Heralded by this weekend’s Glastonbury, the summer of arts festivals is upon us. Manchester international festival opens next week. In August, the Edinburgh festivals – the international festival, the fringe and the international book festival – will bring together artists in theatre, dance, music and literature. Over the following months, the Yorkshire Sculpture International is presenting exhibitions. These are all very different festivals, but the clue to what they have in common is in their names: they all are international in flavour.
In Yorkshire, the director of the Hepworth Wakefield, Simon Wallis, argued for the importance of the arts’ natural desire to look out beyond national boundaries for inspiration, especially just at the moment, when British culture can seem in danger of folding in on itself. He is right: when the narratives can be narrow and backwards-looking, new stories – more complicated stories, expressed in new ways – are urgently needed.

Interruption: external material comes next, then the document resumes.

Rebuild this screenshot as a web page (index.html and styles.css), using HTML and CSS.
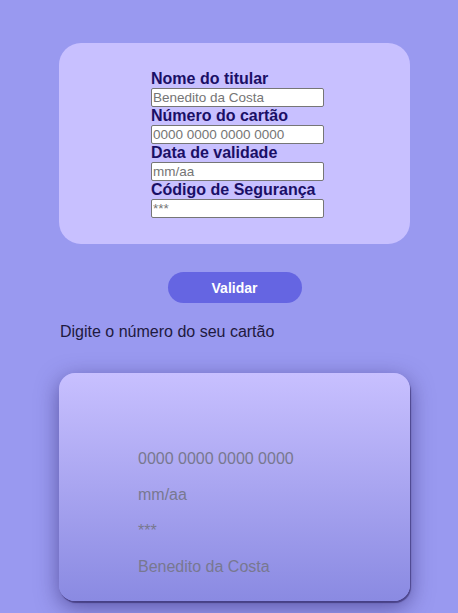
FILE: index.html
```html
<!DOCTYPE html>
<html lang="pt">
<head>
<meta charset="utf-8">
<link rel="stylesheet" href="styles.css">
</head>
<body>
<main class="page">
  <form class="panel">
    <div class="fields">
      <label class="label" for="nome">Nome do titular</label>
      <input class="input" id="nome" type="text" placeholder="Benedito da Costa">
      <label class="label" for="numero">Número do cartão</label>
      <input class="input" id="numero" type="text" placeholder="0000 0000 0000 0000">
      <label class="label" for="validade">Data de validade</label>
      <input class="input" id="validade" type="text" placeholder="mm/aa">
      <label class="label" for="cvv">Código de Segurança</label>
      <input class="input" id="cvv" type="text" placeholder="***">
    </div>
  </form>
  <div class="actions">
    <button class="btn" type="button">Validar</button>
  </div>
  <p class="hint">Digite o número do seu cartão</p>
  <section class="card">
    <p class="card-line">0000 0000 0000 0000</p>
    <p class="card-line">mm/aa</p>
    <p class="card-line">***</p>
    <p class="card-line">Benedito da Costa</p>
  </section>
</main>
</body>
</html>
```
FILE: styles.css
```css
html, body {
  margin: 0;
  padding: 0;
}
body {
  background: #9999f0;
  font-family: "Liberation Sans", Arial, sans-serif;
  height: 613px;
  overflow: hidden;
}
.page {
  padding: 43px 0 0 59px;
  width: 351px;
}
.panel {
  background: #c8c0ff;
  border-radius: 22px;
  padding: 27px 0 26px 92px;
  margin: 0;
}
.fields {
  display: flex;
  flex-direction: column;
  align-items: flex-start;
}
.label {
  font-weight: bold;
  font-size: 16px;
  line-height: 18px;
  color: #1a0f66;
}
.input {
  box-sizing: border-box;
  width: 173px;
  height: 19px;
  margin: 0;
  padding: 0 1px;
  border: 1px solid #767676;
  border-radius: 2px;
  background: #fff;
  font-family: "Liberation Sans", Arial, sans-serif;
  font-size: 13.5px;
}
.input::placeholder {
  color: #757575;
}
.actions {
  display: flex;
  justify-content: center;
  padding-top: 28px;
}
.btn {
  width: 134px;
  height: 31px;
  border: none;
  border-radius: 16px;
  background: #6565e2;
  color: #fff;
  font-family: "Liberation Sans", Arial, sans-serif;
  font-weight: bold;
  font-size: 14px;
}
.hint {
  margin: 12px 0 0 1px;
  font-size: 16px;
  line-height: 34px;
  color: #1e1a40;
}
.card {
  margin-top: 24px;
  height: 228px;
  box-sizing: border-box;
  border-radius: 16px;
  background: linear-gradient(180deg, #c8c0ff 0%, #8a8ae2 100%);
  box-shadow: 1px 2px 1px rgba(40, 30, 90, 0.55), 0 6px 22px rgba(40, 30, 100, 0.55);
  padding: 76px 0 0 79px;
  display: flex;
  flex-direction: column;
  gap: 17px;
}
.card-line {
  margin: 0;
  font-size: 16px;
  line-height: 19px;
  color: #787890;
}
```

Different outlooks bring new perspectives. They can also be excellent teachers of humility – at least for those who are minded to learn it. The author Mary Norris wrote of how “you have to humble yourself, admit your ignorance, be willing to look stupid” when you acquire a new language. The same is true when encountering and engaging with different cultures. In confronting narratives from beyond our immediate surroundings, we learn to revise our assumptions, put ourselves in the position of other people, and learn empathy. As Iris Murdoch wrote: “Love is the extremely difficult realisation that something other than oneself is real.”
To put flesh on such ideas means facing up to an often unseen harsh reality: it can be excruciatingly difficult for artists from certain countries, especially those in Africa and the Middle East, to obtain the necessary visas to visit Britain, even when responding to invitations from respected arts organisations. This is partly a result of a hostile immigration culture, and partly the result of a needlessly complex and expensive system that is time-consuming, demoralising and humiliating for those applying. Some artists are downright refused visas, often on mere technicalities; others end up giving up on the process out of sheer frustration at the endless bureaucratic tangles. Such difficulties are not confined to artists: this week the Guardian reported that a senior Unesco official has decided not to stage conferences in Britain owing to the difficulty of obtaining visas for visiting academics.
An open letter last year, signed by directors of arts festivals from Hay to Womad, offered a series of simple, practical proposals to ease the process, including direct contacts for applicants within the immigration or visa application centres, and a reduced cost. The government must listen to these entirely sensible suggestions and act on them. At this moment in time, the reputational damage caused by this harsh regimen is something Britain can ill afford – nor can it afford to narrow its cultural horizons.